Quicklime – An Essential Material of the Colonial Period
(Editor’s Note: On March 25th, Society President, David Knight and Mr. Reggie Callwood will help us explore the ruins at Cinnamon Bay and review restoration work and techniques used by Mr. Callwood in the 1960s and 70s to stabilize and preserve historic sites throughout the National Park on St. John. As background, David has excerpted and expanded upon some passages from his book, Into The Light – The Enigmatic History of Water Island in the Danish West Indies 1672-1917, which deal with the use of quicklime for both mortar and plaster.)
Five materials were the basic elements of sound construction during the early Danish colonial period in the West Indies: brick, stone, sand, timber, and limestone, from which “quicklime” for mortar and plaster was produced. Of these, only brick was initially imported, arriving in great quantities in the holds of incoming Northern European ships, as ballast. While its consistency of form and geometric configuration made brick a perfect medium for leveling courses and precise detailing in corners or around windows and doorways, it was expensive when compared with other materials that could be harvested locally. For this reason, bricks were used sparingly in anything except high-end construction.
Among the resources the islands of the West Indies possessed in great abundance were stone and sand, and it was some time before the readily available sources of these commodities became depleted to the point where it became necessary to travel any great distance to acquire them. Timber and limestone, on the other hand, were quickly depleted.
While the northern Virgin Islands are not known to have possessed any great quantities of geologically formed limestone, it had long been known that sedimentary, coral-based sand stone, coral, storm-strewn coral debris, shells, and even some beach sands, which the islands did indeed possess in abundance, could be utilized in the same manner as true limestone to produce quicklime. It can therefore be stated with certainty that the Danish term “kalkstien” (limestone), when used in the context of the Danish West Indies colony throughout the eighteenth century, refers not to a specific substance but to a mélange of locally available high-calcite materials.
When coral, chalk, or limestone (calcium carbonate) are heated to temperatures of 1652° to 2012° F (900° to 1100° C) carbon dioxide is driven off leaving calcium oxide, a powdery substance, more commonly known as quicklime. Quicklime reacts thermally when brought into contact with water, producing calcium hydroxide. This substance continues to react with the atmosphere and eventually re-solidifies back into calcium carbonate; thereby completing the cycle from a solid mass, into powder, and back into a solid form.
The origins of lime production can be traced back to prehistoric times.
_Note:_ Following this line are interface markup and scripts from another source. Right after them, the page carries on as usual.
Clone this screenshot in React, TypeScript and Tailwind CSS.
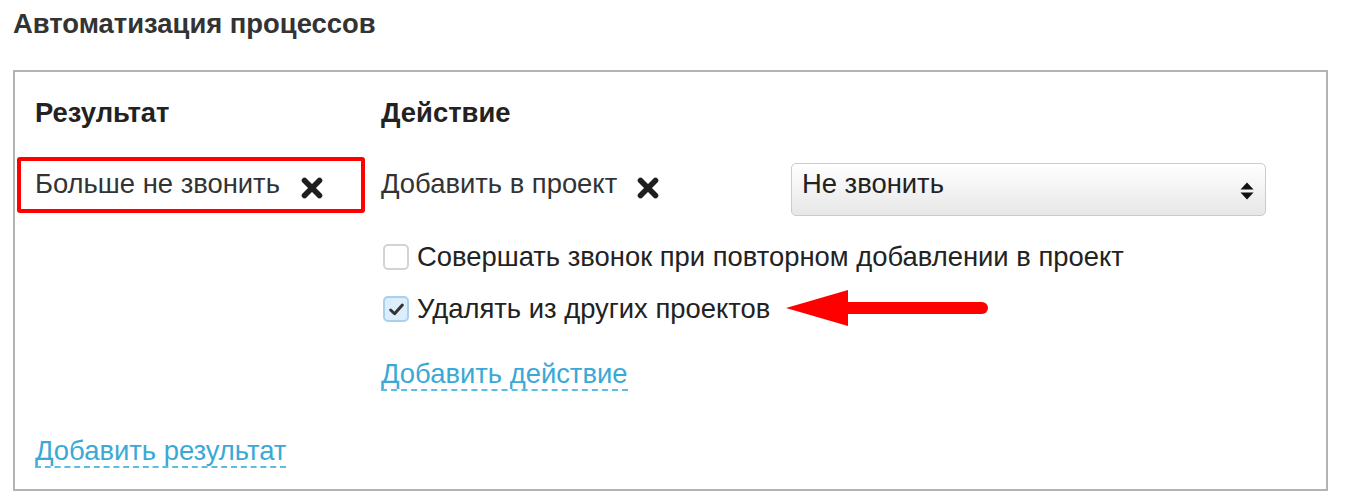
import React from 'react'

const font = { fontFamily: '"Liberation Sans", Arial, sans-serif' }

function Cross({ className = '' }: { className?: string }) {
  return (
    <svg viewBox="0 0 24 22" className={`h-[22px] w-[24px] shrink-0 ${className}`}>
      <path d="M4.5 3.5 L19.5 18.5 M19.5 3.5 L4.5 18.5" stroke="#1f1f1f" strokeWidth="5.6" strokeLinecap="round" fill="none" />
    </svg>
  )
}

function Checkbox({ checked, label }: { checked?: boolean; label: string }) {
  return (
    <label className="flex items-center gap-[8px] text-[27.4px] leading-[32px] text-[#222]">
      <span
        className={
          checked
            ? 'ml-[2px] flex h-[26px] w-[26px] items-center justify-center rounded-[5px] border-2 border-[#a9d0ec] bg-[#dcedfb]'
            : 'ml-[2px] h-[26px] w-[26px] rounded-[5px] border-2 border-[#d3d3d3] bg-white'
        }
      >
        {checked && (
          <svg viewBox="0 0 16 16" className="h-[17px] w-[17px]">
            <path d="M2.5 8.5 L6.2 12 L13.5 3.8" fill="none" stroke="#333" strokeWidth="2.8" strokeLinecap="round" strokeLinejoin="round" />
          </svg>
        )}
      </span>
      {label}
    </label>
  )
}

function DashedLink({ children, className = '' }: { children: React.ReactNode; className?: string }) {
  return (
    <div className={`text-[27.4px] leading-[32px] text-[#3aa9d6] ${className}`}>
      <span className="border-b-2 border-dashed border-[#5bbde2]">{children}</span>
    </div>
  )
}

export default function App() {
  return (
    <div className="min-h-[503px] bg-white pt-[8px] pl-[13px]" style={font}>
      <h2 className="text-[27.4px] font-bold leading-[32px] text-[#333]">Автоматизация процессов</h2>

      <div className="relative mt-[30px] h-[421px] w-[1315px] border-2 border-[#b3b3b3] pt-[25px] pl-[20px]">
        <div className="flex">
          <div className="w-[346px]">
            <div className="text-[27.4px] font-bold leading-[32px] text-[#222]">Результат</div>
            <div className="mt-[39px] flex items-start text-[27.4px] leading-[32px] text-[#333]">
              <span>Больше не звонить</span>
              <Cross className="mt-[9px] ml-[20px]" />
            </div>
          </div>

          <div>
            <div className="text-[27.4px] font-bold leading-[32px] text-[#222]">Действие</div>
            <div className="mt-[34px] flex items-start">
              <div className="mt-[5px] flex w-[410px] items-start text-[27.4px] leading-[32px] text-[#333]">
                <span>Добавить в проект</span>
                <Cross className="mt-[9px] ml-[19px]" />
              </div>
              <div className="flex h-[53px] w-[475px] items-start justify-between rounded-[5px] border border-[#cbcbcb] bg-gradient-to-b from-white to-[#e7e7e7] pt-[4px] pr-[11px] pl-[10px] text-[27.4px] leading-[32px] text-[#222]">
                <span>Не звонить</span>
                <svg viewBox="0 0 14 18" className="mt-[14px] h-[18px] w-[14px]">
                  <path d="M7 0.5 L13.5 7.5 L0.5 7.5 Z M0.5 10.5 L13.5 10.5 L7 17.5 Z" fill="#111" />
                </svg>
              </div>
            </div>
            <div className="mt-[25px] flex flex-col gap-[16px]">
              <Checkbox label="Совершать звонок при повторном добавлении в проект" />
              <div className="flex items-center">
                <Checkbox checked label="Удалять из других проектов" />
                <svg viewBox="0 0 202 40" className="ml-[16px] h-[40px] w-[202px]">
                  <path d="M0 19 L62 1 L62 37 Z" fill="#ff0000" />
                  <line x1="60" y1="19" x2="196" y2="19" stroke="#ff0000" strokeWidth="12" strokeLinecap="round" />
                </svg>
              </div>
            </div>
            <DashedLink className="mt-[29px]">Добавить действие</DashedLink>
          </div>
        </div>

        <DashedLink className="mt-[45px]">Добавить результат</DashedLink>

        <div className="pointer-events-none absolute top-[85px] left-[2px] h-[56px] w-[348px] rounded-[3px] border-4 border-[#ff0000]" />
      </div>
    </div>
  )
}
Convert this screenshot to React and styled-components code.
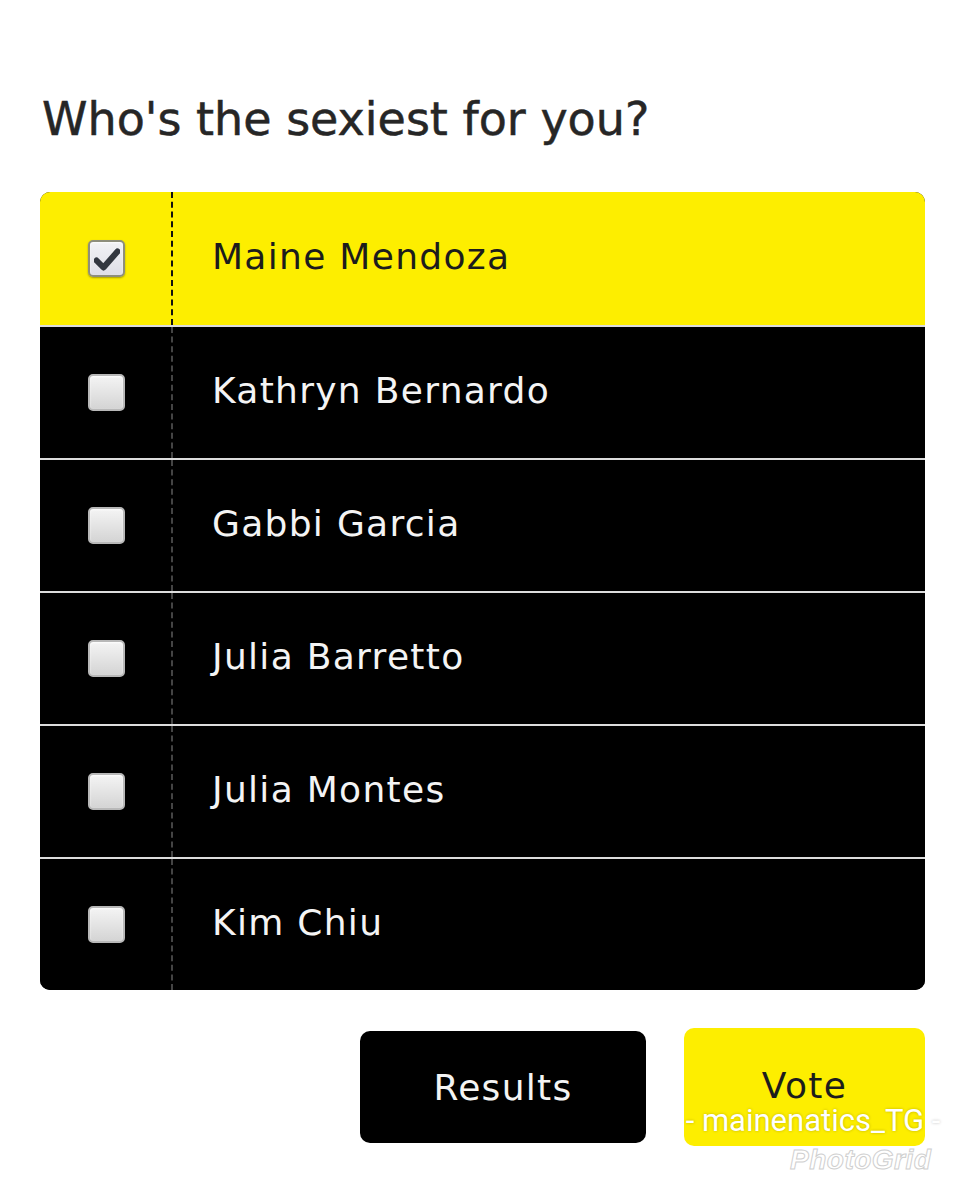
import React, { useState } from "react"
import styled, { createGlobalStyle } from "styled-components"

const GlobalStyle = createGlobalStyle`
    body {
        margin: 0;
        background: #ffffff;
        font-family: "DejaVu Sans", "Liberation Sans", sans-serif;
    }
`

const Page = styled.div`
    width: 965px;
    height: 1200px;
    box-sizing: border-box;
    padding: 88px 40px 0 40px;
    position: relative;
    overflow: hidden;
`

const Title = styled.h1`
    margin: 0 0 0 2px;
    font-size: 46px;
    line-height: 62px;
    font-weight: normal;
    color: #262626;
    letter-spacing: 0;
    -webkit-text-stroke: 0.5px #262626;
`

const Poll = styled.div`
    margin-top: 42px;
    border-radius: 10px;
    overflow: hidden;
    background: #000;
`

const Row = styled.label`
    display: grid;
    grid-template-columns: 133px 1fr;
    height: 131px;
    background: ${p => (p.$selected ? "#fdee00" : "#000")};
    color: ${p => (p.$selected ? "#1c1c1c" : "#f4f4f4")};
    & + & {
        border-top: 2px solid #dcdcdc;
    }
    &:first-child {
        height: 133px;
    }
    cursor: pointer;
`

const BoxCell = styled.div`
    display: flex;
    align-items: center;
    justify-content: center;
    padding-left: 2px;
    border-right: 2px dashed ${p => (p.$selected ? "#111" : "#444")};
`

const Box = styled.span`
    width: 33px;
    height: 33px;
    border-radius: 5px;
    border: 2px solid ${p => (p.$checked ? "#8e8e7c" : "#b8b8b8")};
    background: ${p =>
        p.$checked
            ? "linear-gradient(#f2f2f6, #dedee6)"
            : "linear-gradient(#f4f4f4, #d4d4d4)"};
    box-shadow: inset 0 1px 2px rgba(255, 255, 255, 0.9),
        0 1px 2px rgba(0, 0, 0, 0.35);
    display: flex;
    align-items: center;
    justify-content: center;
`

const Name = styled.div`
    display: flex;
    align-items: center;
    padding-left: 39px;
    font-size: 36px;
    letter-spacing: 1.3px;
    padding-bottom: 4px;
`

const Actions = styled.div`
    display: flex;
    justify-content: flex-end;
    align-items: center;
    gap: 38px;
    margin-top: 38px;
`

const Button = styled.button`
    font-family: inherit;
    font-size: 36px;
    letter-spacing: 1.3px;
    border: none;
    border-radius: 10px;
    width: ${p => p.$w}px;
    height: ${p => p.$h}px;
    padding-bottom: ${p => (p.$primary ? 4 : 0)}px;
    background: ${p => (p.$primary ? "#fdee00" : "#000")};
    color: ${p => (p.$primary ? "#1c1c1c" : "#f4f4f4")};
    cursor: pointer;
`

const Watermark = styled.div`
    position: absolute;
    left: 682px;
    top: 1106px;
    width: 262px;
    text-align: center;
    font-family: "Roboto", "Liberation Sans", sans-serif;
    font-size: 31px;
    line-height: 30px;
    color: #ffffff;
    text-shadow: 0 0 3px rgba(0, 0, 0, 0.25);
    white-space: nowrap;
`

const Brand = styled.div`
    position: absolute;
    left: 790px;
    top: 1144px;
    font-family: "Liberation Sans", sans-serif;
    font-style: italic;
    font-weight: bold;
    font-size: 28px;
    color: #ffffff;
    -webkit-text-stroke: 1px #cfcfcf;
    letter-spacing: 0.5px;
`

const Check = () => (
    <svg width="26" height="24" viewBox="0 0 26 24">
        <path
            d="M2.5 13.5 L9.5 20.5 L23.5 4.5"
            fill="none"
            stroke="#32363f"
            strokeWidth="6"
            strokeLinecap="round"
            strokeLinejoin="round"
        />
    </svg>
)

const candidates = [
    "Maine Mendoza",
    "Kathryn Bernardo",
    "Gabbi Garcia",
    "Julia Barretto",
    "Julia Montes",
    "Kim Chiu",
]

const App = () => {
    const [picked, setPicked] = useState(0)

    return (
        <Page>
            <GlobalStyle />
            <Title>Who's the sexiest for you?</Title>
            <Poll>
                {candidates.map((name, i) => (
                    <Row
                        key={name}
                        $selected={picked === i}
                        onClick={() => setPicked(i)}
                    >
                        <BoxCell $selected={picked === i}>
                            <Box $checked={picked === i}>
                                {picked === i && <Check />}
                            </Box>
                        </BoxCell>
                        <Name>{name}</Name>
                    </Row>
                ))}
            </Poll>
            <Actions>
                <Button $w={286} $h={112}>
                    Results
                </Button>
                <Button $primary $w={241} $h={118}>
                    Vote
                </Button>
            </Actions>
            <Watermark>- mainenatics_TG -</Watermark>
            <Brand>PhotoGrid</Brand>
        </Page>
    )
}

export default App
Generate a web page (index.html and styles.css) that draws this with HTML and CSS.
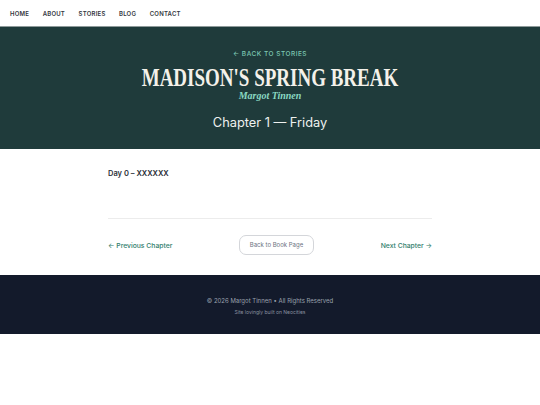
FILE: index.html
```html
<!DOCTYPE html>
<html lang="en">
<head>
<meta charset="utf-8">
<title>Madison's Spring Break — Chapter 1</title>
<link rel="stylesheet" href="styles.css">
</head>
<body>
<nav class="topnav">
  <a href="#">Home</a>
  <a href="#">About</a>
  <a href="#">Stories</a>
  <a href="#">Blog</a>
  <a href="#">Contact</a>
</nav>
<header class="hero">
  <a class="back" href="#">← Back to Stories</a>
  <h1 class="title"><span>MADISON'S SPRING BREAK</span></h1>
  <p class="author">Margot Tinnen</p>
  <h2 class="chapter">Chapter 1 — Friday</h2>
</header>
<main class="content">
  <p class="day">Day 0 – XXXXXX</p>
  <hr class="rule">
  <div class="chapnav">
    <a class="chaplink" href="#">← Previous Chapter</a>
    <a class="bookbtn" href="#">Back to Book Page</a>
    <a class="chaplink" href="#">Next Chapter →</a>
  </div>
</main>
<footer class="footer">
  <p class="copy">© 2026 Margot Tinnen • All Rights Reserved</p>
  <p class="built">Site lovingly built on Neocities</p>
</footer>
</body>
</html>
```

FILE: styles.css
```css
html, body {
  margin: 0;
  padding: 0;
  background: #ffffff;
}
body {
  font-family: Inter, "Liberation Sans", sans-serif;
}
a { text-decoration: none; }

.topnav {
  display: flex;
  align-items: center;
  gap: 13.5px;
  height: 26px;
  padding: 0 10px;
  border-bottom: 1px solid #8e9a9a;
}
.topnav a {
  font-size: 6px;
  font-weight: 600;
  letter-spacing: 0.22px;
  text-transform: uppercase;
  color: #33363d;
}

.hero {
  background: #1f3b3b;
  height: 122px;
  display: flex;
  flex-direction: column;
  align-items: center;
  box-sizing: border-box;
  padding-top: 23px;
}
.back {
  font-size: 6.5px;
  font-weight: 500;
  letter-spacing: 0.5px;
  text-transform: uppercase;
  color: #7cc7b2;
  line-height: 8px;
}
.title {
  margin: 10px 0 0;
  font-family: "Liberation Serif", serif;
  font-weight: 700;
  font-size: 19px;
  line-height: 20px;
  color: #f4f1ea;
  letter-spacing: 0;
}
.title span {
  display: inline-block;
  transform: scale(1, 1.3);
}
.author {
  margin: 2px 0 0;
  font-family: "Liberation Serif", serif;
  font-style: italic;
  font-weight: 700;
  font-size: 10px;
  line-height: 11px;
  color: #8ad8c2;
}
.chapter {
  margin: 14px 0 0;
  font-weight: 400;
  font-size: 12.8px;
  line-height: 16px;
  color: #eef1ef;
}

.content {
  width: 324px;
  margin: 0 auto;
  padding-top: 20px;
  height: 126px;
  box-sizing: border-box;
}
.day {
  margin: 0;
  font-size: 7.5px;
  font-weight: 600;
  color: #2b2f38;
  line-height: 10px;
}
.rule {
  margin: 39px 0 0;
  border: 0;
  border-top: 1px solid #ececec;
}
.chapnav {
  margin-top: 16px;
  display: flex;
  justify-content: space-between;
  align-items: center;
}
.chaplink {
  font-size: 6.8px;
  font-weight: 500;
  color: #2f7d6c;
}
.bookbtn {
  display: block;
  width: 75px;
  height: 20px;
  box-sizing: border-box;
  border: 1px solid #d4d6da;
  border-radius: 7px;
  font-size: 6px;
  line-height: 18px;
  text-align: center;
  color: #6b7280;
}

.footer {
  background: #131a2b;
  height: 59px;
  box-sizing: border-box;
  padding-top: 22px;
  text-align: center;
}
.copy {
  margin: 0;
  font-size: 6px;
  line-height: 8px;
  color: #9aa1ad;
}
.built {
  margin: 4px 0 0;
  font-size: 5px;
  line-height: 7px;
  color: #8a91a0;
}
```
Evidence of stone furnaces for lime burning have been unearthed in Khafaje in Mesopotamia dating to as early as 2450 BC, and we know that lime mortar was used in Crete in the Middle Minoan period, about 1800 BC. In Europe and Great Britain, large quantities of lime were utilized in the construction of the great churches, castles, and palaces of the middle ages. Still, it was not until the turn of the seventeenth century, when the use of brick became commonplace in vernacular construction, that the demand for lime mortar and the trade of the limeburner became widespread.
During the establishment of the Danish West Indies in the late seventeenth century, a limekiln would necessarily have been among the first structures to be erected before any substantial development could begin. Brick and stone, set and bonded with lime mortar and then sheathed with a lime-paste plaster, were the primary elements of sound construction throughout the colonial period: utilized first and foremost for the construction of fortifications, and later, as development progressed, for the erection of watch towers, warehouses, processing facilities, and residences.
As a spin-off of the lime business in the West Indies, brain coral also became an important element of local construction. Hoisted from the sea floor into ships, coral was easily sawn or chiseled into shape when freshly harvested, but upon exposure to the atmosphere, it quickly hardened into a highly durable building material with exceptionally high compression strength. For this reason it became a prized and valuable substance, utilized almost exclusively for comer and keystones. Coral culls from the shaping process were used as pointing material to fill and strengthen stone walls, while any leftovers were added to the limekiln for conversion to quicklime.
The importance of quicklime and coral to the islands’ developing infrastructure can not be overstated. Even half-timber buildings and rudimentary wattle and daub structures, which were erected by both enslaved laborers and the colony’s less affluent free citizens, required large quantities of lime-based mortar to construct. Packed lime floors and lime-based whitewash were also common features. Beyond its use as a construction material, quicklime had several important agro-industrial applications. It was applied as fertilizer to cane fields, used as a clarifier in sugar and indigo production, and as a drying agent in the tanning process. In short, quicklime was far more than a simple commodity. It was an ongoing necessity of colonial life.